:: WORK INSTRUCTIONS ::
Can you output the material exactly as written, minus any pictures it holds?
— START OF DATA —
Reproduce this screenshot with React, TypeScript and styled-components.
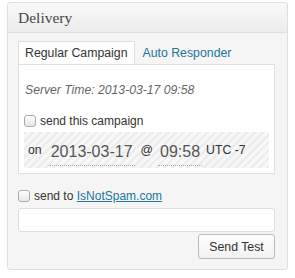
import React from "react";
import styled, { createGlobalStyle } from "styled-components";

const Global = createGlobalStyle`
  html, body { margin: 0; padding: 0; background: #ffffff; }
  body { font-family: "Liberation Sans", Arial, sans-serif; font-size: 12px; color: #333; }
`;

const Panel = styled.div`
  box-sizing: border-box;
  width: 281px;
  margin: 2px 0 0 7px;
  border: 1px solid #dfdfdf;
  border-radius: 3px;
  background: #f5f5f5;
  padding-bottom: 10px;
`;

const Header = styled.div`
  height: 29px;
  border-bottom: 1px solid #dfdfdf;
  background: linear-gradient(to bottom, #f9f9f9, #ececec);
  border-radius: 3px 3px 0 0;
  padding-left: 10px;
  display: flex;
  align-items: center;
  font-family: "Liberation Serif", Georgia, serif;
  font-size: 15.5px;
  color: #464646;
`;

const Inner = styled.div`
  padding: 9px 12px 0 10px;
`;

const TabRow = styled.div`
  display: flex;
  align-items: flex-end;
  height: 22px;
`;

const Tab = styled.div<{ $active?: boolean }>`
  box-sizing: border-box;
  height: 23px;
  padding: 0 6px;
  line-height: 22px;
  font-size: 12.3px;
  color: ${(p) => (p.$active ? "#333" : "#21759b")};
  background: ${(p) => (p.$active ? "#fff" : "transparent")};
  border: 1px solid ${(p) => (p.$active ? "#dfdfdf" : "transparent")};
  border-bottom: none;
  position: relative;
  z-index: 1;
  margin-right: 1px;
`;

const Content = styled.div`
  box-sizing: border-box;
  background: #fff;
  border: 1px solid #dfdfdf;
  padding: 17px 5px 5px 5px;
`;

const ServerTime = styled.div`
  font-style: italic;
  font-size: 12.2px;
  color: #666;
  padding-left: 1px;
  line-height: 16px;
`;

const CheckRow = styled.label<{ $top: number }>`
  display: flex;
  align-items: center;
  gap: 4px;
  margin-top: ${(p) => p.$top}px;
  font-size: 12px;
  color: #333;
  line-height: 16px;
`;

const Check = styled.span`
  box-sizing: border-box;
  width: 12px;
  height: 12px;
  border: 1px solid #a9a9a9;
  border-radius: 3px;
  background: linear-gradient(to bottom, #fdfdfd, #e6e6e6);
  box-shadow: inset 0 1px 0 #fff;
  flex: none;
`;

const Schedule = styled.div`
  margin-top: 3px;
  height: 36px;
  display: flex;
  align-items: center;
  padding-left: 4px;
  background: repeating-linear-gradient(135deg, #ededed 0 2.5px, #f8f8f8 2.5px 5.6px);
  color: #333;
`;

const Small = styled.span<{ $ml: number }>`
  font-size: 12.3px;
  margin-left: ${(p) => p.$ml}px;
`;

const Field = styled.span<{ $ml: number }>`
  font-size: 16px;
  color: #555;
  margin-left: ${(p) => p.$ml}px;
  padding: 2px 2px 3px 2px;
  border-bottom: 1px dotted #aaa;
  line-height: 20px;
  margin-top: 6px;
`;

const Link = styled.a`
  color: #21759b;
  text-decoration: underline;
`;

const TextInput = styled.input`
  box-sizing: border-box;
  display: block;
  width: 100%;
  height: 24px;
  margin-top: 4px;
  border: 1px solid #dfdfdf;
  border-radius: 3px;
  background: #fff;
  outline: none;
`;

const Actions = styled.div`
  display: flex;
  justify-content: flex-end;
  margin-top: 2px;
`;

const Button = styled.button`
  box-sizing: border-box;
  width: 77px;
  height: 25px;
  border: 1px solid #bbb;
  border-radius: 3px;
  background: linear-gradient(to bottom, #fefefe, #f1f1f1);
  font-family: "Liberation Sans", Arial, sans-serif;
  font-size: 12.3px;
  color: #333;
  padding: 0;
`;

export default function App() {
  return (
    <>
      <Global />
      <Panel>
        <Header>Delivery</Header>
        <Inner>
          <TabRow>
            <Tab $active>Regular Campaign</Tab>
            <Tab>Auto Responder</Tab>
          </TabRow>
          <Content>
            <ServerTime>Server Time: 2013-03-17 09:58</ServerTime>
            <CheckRow $top={15}>
              <Check />
              send this campaign
            </CheckRow>
            <Schedule>
              <Small $ml={0}>on</Small>
              <Field $ml={7}>2013-03-17</Field>
              <Small $ml={6}>@</Small>
              <Field $ml={5}>09:58</Field>
              <Small $ml={4}>UTC -7</Small>
            </Schedule>
          </Content>
          <CheckRow $top={14}>
            <Check />
            <span>
              send to <Link href="#">IsNotSpam.com</Link>
            </span>
          </CheckRow>
          <TextInput type="text" />
          <Actions>
            <Button>Send Test</Button>
          </Actions>
        </Inner>
      </Panel>
    </>
  );
}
— END OF DATA —
:: WRITTEN ANSWER ::
Reproduce this screenshot with React, TypeScript and styled-components.
import React from "react";
import styled, { createGlobalStyle } from "styled-components";

const Global = createGlobalStyle`
  html, body { margin: 0; padding: 0; background: #ffffff; }
  body { font-family: "Liberation Sans", Arial, sans-serif; font-size: 12px; color: #333; }
`;

const Panel = styled.div`
  box-sizing: border-box;
  width: 281px;
  margin: 2px 0 0 7px;
  border: 1px solid #dfdfdf;
  border-radius: 3px;
  background: #f5f5f5;
  padding-bottom: 10px;
`;

const Header = styled.div`
  height: 29px;
  border-bottom: 1px solid #dfdfdf;
  background: linear-gradient(to bottom, #f9f9f9, #ececec);
  border-radius: 3px 3px 0 0;
  padding-left: 10px;
  display: flex;
  align-items: center;
  font-family: "Liberation Serif", Georgia, serif;
  font-size: 15.5px;
  color: #464646;
`;

const Inner = styled.div`
  padding: 9px 12px 0 10px;
`;

const TabRow = styled.div`
  display: flex;
  align-items: flex-end;
  height: 22px;
`;

const Tab = styled.div<{ $active?: boolean }>`
  box-sizing: border-box;
  height: 23px;
  padding: 0 6px;
  line-height: 22px;
  font-size: 12.3px;
  color: ${(p) => (p.$active ? "#333" : "#21759b")};
  background: ${(p) => (p.$active ? "#fff" : "transparent")};
  border: 1px solid ${(p) => (p.$active ? "#dfdfdf" : "transparent")};
  border-bottom: none;
  position: relative;
  z-index: 1;
  margin-right: 1px;
`;

const Content = styled.div`
  box-sizing: border-box;
  background: #fff;
  border: 1px solid #dfdfdf;
  padding: 17px 5px 5px 5px;
`;

const ServerTime = styled.div`
  font-style: italic;
  font-size: 12.2px;
  color: #666;
  padding-left: 1px;
  line-height: 16px;
`;

const CheckRow = styled.label<{ $top: number }>`
  display: flex;
  align-items: center;
  gap: 4px;
  margin-top: ${(p) => p.$top}px;
  font-size: 12px;
  color: #333;
  line-height: 16px;
`;

const Check = styled.span`
  box-sizing: border-box;
  width: 12px;
  height: 12px;
  border: 1px solid #a9a9a9;
  border-radius: 3px;
  background: linear-gradient(to bottom, #fdfdfd, #e6e6e6);
  box-shadow: inset 0 1px 0 #fff;
  flex: none;
`;

const Schedule = styled.div`
  margin-top: 3px;
  height: 36px;
  display: flex;
  align-items: center;
  padding-left: 4px;
  background: repeating-linear-gradient(135deg, #ededed 0 2.5px, #f8f8f8 2.5px 5.6px);
  color: #333;
`;

const Small = styled.span<{ $ml: number }>`
  font-size: 12.3px;
  margin-left: ${(p) => p.$ml}px;
`;

const Field = styled.span<{ $ml: number }>`
  font-size: 16px;
  color: #555;
  margin-left: ${(p) => p.$ml}px;
  padding: 2px 2px 3px 2px;
  border-bottom: 1px dotted #aaa;
  line-height: 20px;
  margin-top: 6px;
`;

const Link = styled.a`
  color: #21759b;
  text-decoration: underline;
`;

const TextInput = styled.input`
  box-sizing: border-box;
  display: block;
  width: 100%;
  height: 24px;
  margin-top: 4px;
  border: 1px solid #dfdfdf;
  border-radius: 3px;
  background: #fff;
  outline: none;
`;

const Actions = styled.div`
  display: flex;
  justify-content: flex-end;
  margin-top: 2px;
`;

const Button = styled.button`
  box-sizing: border-box;
  width: 77px;
  height: 25px;
  border: 1px solid #bbb;
  border-radius: 3px;
  background: linear-gradient(to bottom, #fefefe, #f1f1f1);
  font-family: "Liberation Sans", Arial, sans-serif;
  font-size: 12.3px;
  color: #333;
  padding: 0;
`;

export default function App() {
  return (
    <>
      <Global />
      <Panel>
        <Header>Delivery</Header>
        <Inner>
          <TabRow>
            <Tab $active>Regular Campaign</Tab>
            <Tab>Auto Responder</Tab>
          </TabRow>
          <Content>
            <ServerTime>Server Time: 2013-03-17 09:58</ServerTime>
            <CheckRow $top={15}>
              <Check />
              send this campaign
            </CheckRow>
            <Schedule>
              <Small $ml={0}>on</Small>
              <Field $ml={7}>2013-03-17</Field>
              <Small $ml={6}>@</Small>
              <Field $ml={5}>09:58</Field>
              <Small $ml={4}>UTC -7</Small>
            </Schedule>
          </Content>
          <CheckRow $top={14}>
            <Check />
            <span>
              send to <Link href="#">IsNotSpam.com</Link>
            </span>
          </CheckRow>
          <TextInput type="text" />
          <Actions>
            <Button>Send Test</Button>
          </Actions>
        </Inner>
      </Panel>
    </>
  );
}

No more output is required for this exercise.